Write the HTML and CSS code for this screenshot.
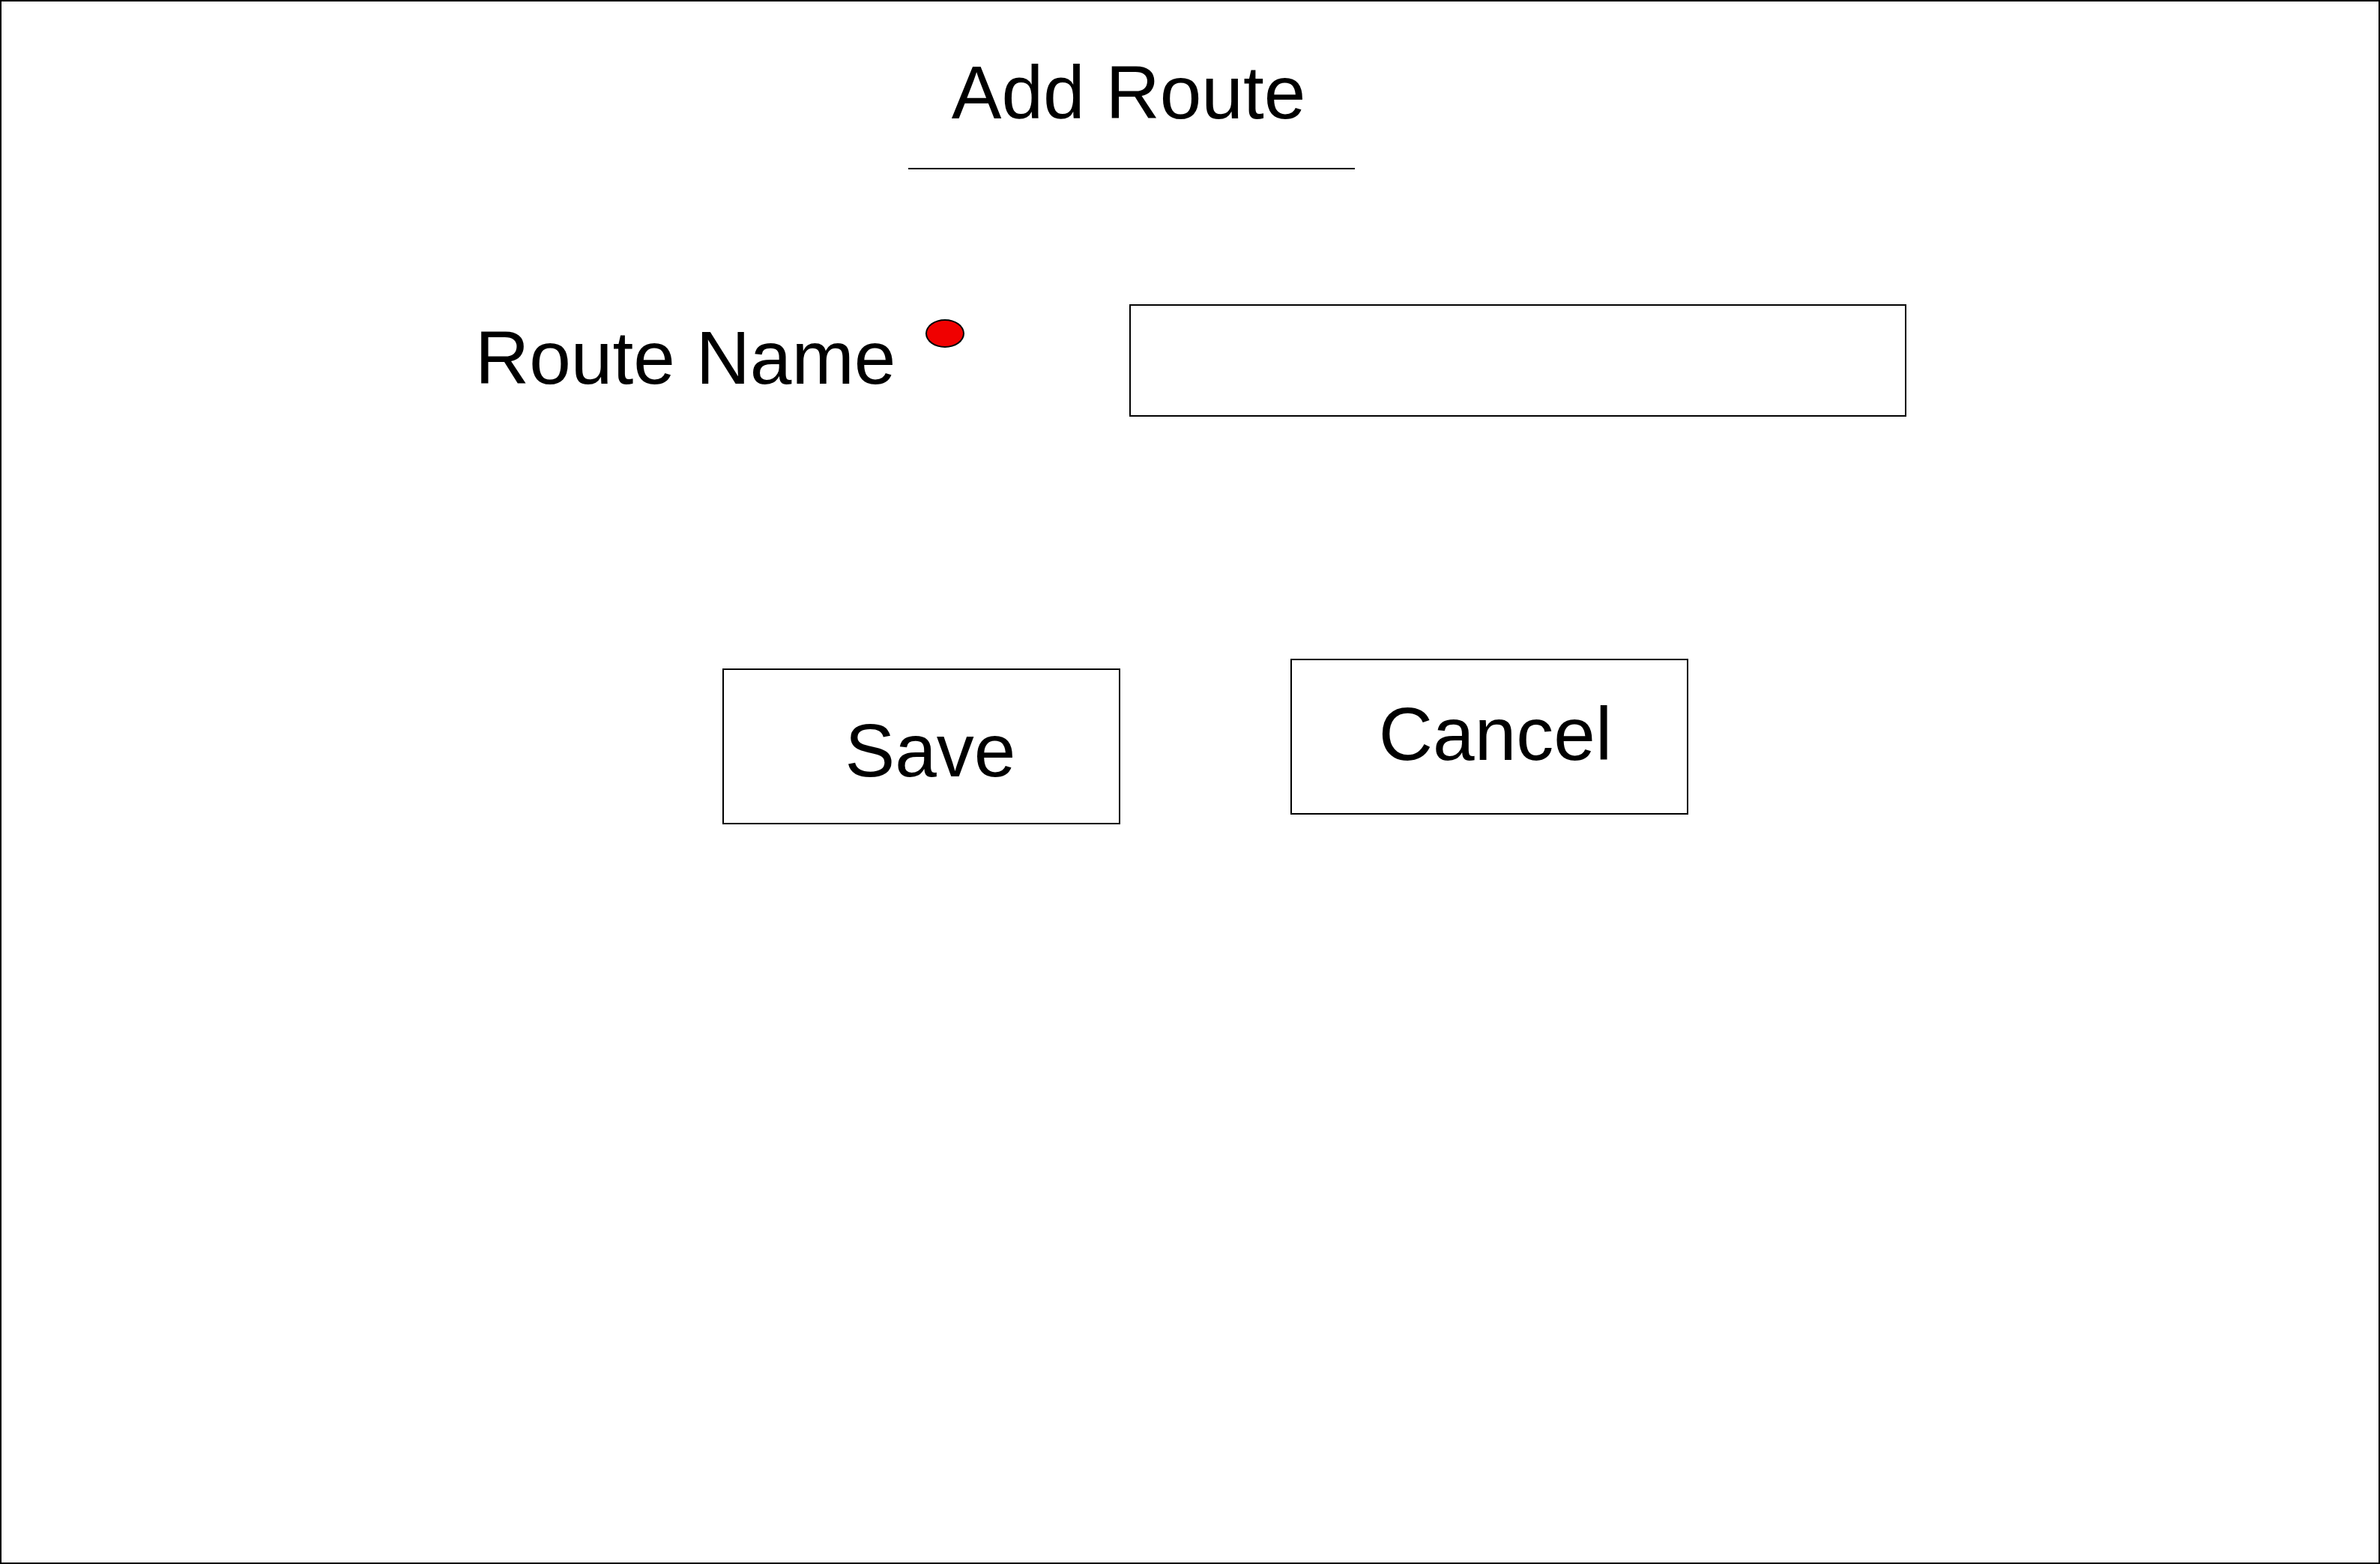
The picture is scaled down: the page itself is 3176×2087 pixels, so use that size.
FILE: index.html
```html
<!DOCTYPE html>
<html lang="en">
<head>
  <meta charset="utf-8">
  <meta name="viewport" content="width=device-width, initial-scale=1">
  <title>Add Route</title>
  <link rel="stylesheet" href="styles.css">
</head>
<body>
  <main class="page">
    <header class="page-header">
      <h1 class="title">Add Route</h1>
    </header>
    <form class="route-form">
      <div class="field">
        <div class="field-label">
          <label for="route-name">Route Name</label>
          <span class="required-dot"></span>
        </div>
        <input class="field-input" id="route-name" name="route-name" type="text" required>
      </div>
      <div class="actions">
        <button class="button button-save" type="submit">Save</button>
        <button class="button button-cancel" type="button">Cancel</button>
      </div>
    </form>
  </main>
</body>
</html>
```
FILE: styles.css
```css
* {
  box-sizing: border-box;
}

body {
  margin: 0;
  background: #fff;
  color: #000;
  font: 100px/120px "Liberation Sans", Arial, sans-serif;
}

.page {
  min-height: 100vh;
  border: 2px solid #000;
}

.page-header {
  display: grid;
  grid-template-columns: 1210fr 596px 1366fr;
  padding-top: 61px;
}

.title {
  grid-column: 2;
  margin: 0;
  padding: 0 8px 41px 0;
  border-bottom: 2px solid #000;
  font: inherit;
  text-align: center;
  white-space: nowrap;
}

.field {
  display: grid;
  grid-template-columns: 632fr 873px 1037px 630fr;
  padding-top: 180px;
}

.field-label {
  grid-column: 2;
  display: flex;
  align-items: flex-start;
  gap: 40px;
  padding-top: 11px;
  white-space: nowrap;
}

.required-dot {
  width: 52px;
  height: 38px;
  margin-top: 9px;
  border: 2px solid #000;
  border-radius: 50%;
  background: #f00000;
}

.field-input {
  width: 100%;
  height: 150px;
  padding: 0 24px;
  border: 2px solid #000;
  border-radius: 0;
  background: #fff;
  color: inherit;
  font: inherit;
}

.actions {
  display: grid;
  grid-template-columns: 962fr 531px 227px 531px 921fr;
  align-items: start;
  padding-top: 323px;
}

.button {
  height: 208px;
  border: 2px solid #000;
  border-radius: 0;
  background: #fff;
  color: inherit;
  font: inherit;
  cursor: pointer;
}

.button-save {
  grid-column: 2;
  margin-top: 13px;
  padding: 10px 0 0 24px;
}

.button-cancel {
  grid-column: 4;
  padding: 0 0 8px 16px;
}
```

Exercise aim => Every line above should be returned exactly; the pictures stay out.

Exercise response =>
Write the HTML and CSS code for this screenshot.
The picture is scaled down: the page itself is 3176×2087 pixels, so use that size.
FILE: index.html
```html
<!DOCTYPE html>
<html lang="en">
<head>
  <meta charset="utf-8">
  <meta name="viewport" content="width=device-width, initial-scale=1">
  <title>Add Route</title>
  <link rel="stylesheet" href="styles.css">
</head>
<body>
  <main class="page">
    <header class="page-header">
      <h1 class="title">Add Route</h1>
    </header>
    <form class="route-form">
      <div class="field">
        <div class="field-label">
          <label for="route-name">Route Name</label>
          <span class="required-dot"></span>
        </div>
        <input class="field-input" id="route-name" name="route-name" type="text" required>
      </div>
      <div class="actions">
        <button class="button button-save" type="submit">Save</button>
        <button class="button button-cancel" type="button">Cancel</button>
      </div>
    </form>
  </main>
</body>
</html>
```
FILE: styles.css
```css
* {
  box-sizing: border-box;
}

body {
  margin: 0;
  background: #fff;
  color: #000;
  font: 100px/120px "Liberation Sans", Arial, sans-serif;
}

.page {
  min-height: 100vh;
  border: 2px solid #000;
}

.page-header {
  display: grid;
  grid-template-columns: 1210fr 596px 1366fr;
  padding-top: 61px;
}

.title {
  grid-column: 2;
  margin: 0;
  padding: 0 8px 41px 0;
  border-bottom: 2px solid #000;
  font: inherit;
  text-align: center;
  white-space: nowrap;
}

.field {
  display: grid;
  grid-template-columns: 632fr 873px 1037px 630fr;
  padding-top: 180px;
}

.field-label {
  grid-column: 2;
  display: flex;
  align-items: flex-start;
  gap: 40px;
  padding-top: 11px;
  white-space: nowrap;
}

.required-dot {
  width: 52px;
  height: 38px;
  margin-top: 9px;
  border: 2px solid #000;
  border-radius: 50%;
  background: #f00000;
}

.field-input {
  width: 100%;
  height: 150px;
  padding: 0 24px;
  border: 2px solid #000;
  border-radius: 0;
  background: #fff;
  color: inherit;
  font: inherit;
}

.actions {
  display: grid;
  grid-template-columns: 962fr 531px 227px 531px 921fr;
  align-items: start;
  padding-top: 323px;
}

.button {
  height: 208px;
  border: 2px solid #000;
  border-radius: 0;
  background: #fff;
  color: inherit;
  font: inherit;
  cursor: pointer;
}

.button-save {
  grid-column: 2;
  margin-top: 13px;
  padding: 10px 0 0 24px;
}

.button-cancel {
  grid-column: 4;
  padding: 0 0 8px 16px;
}
```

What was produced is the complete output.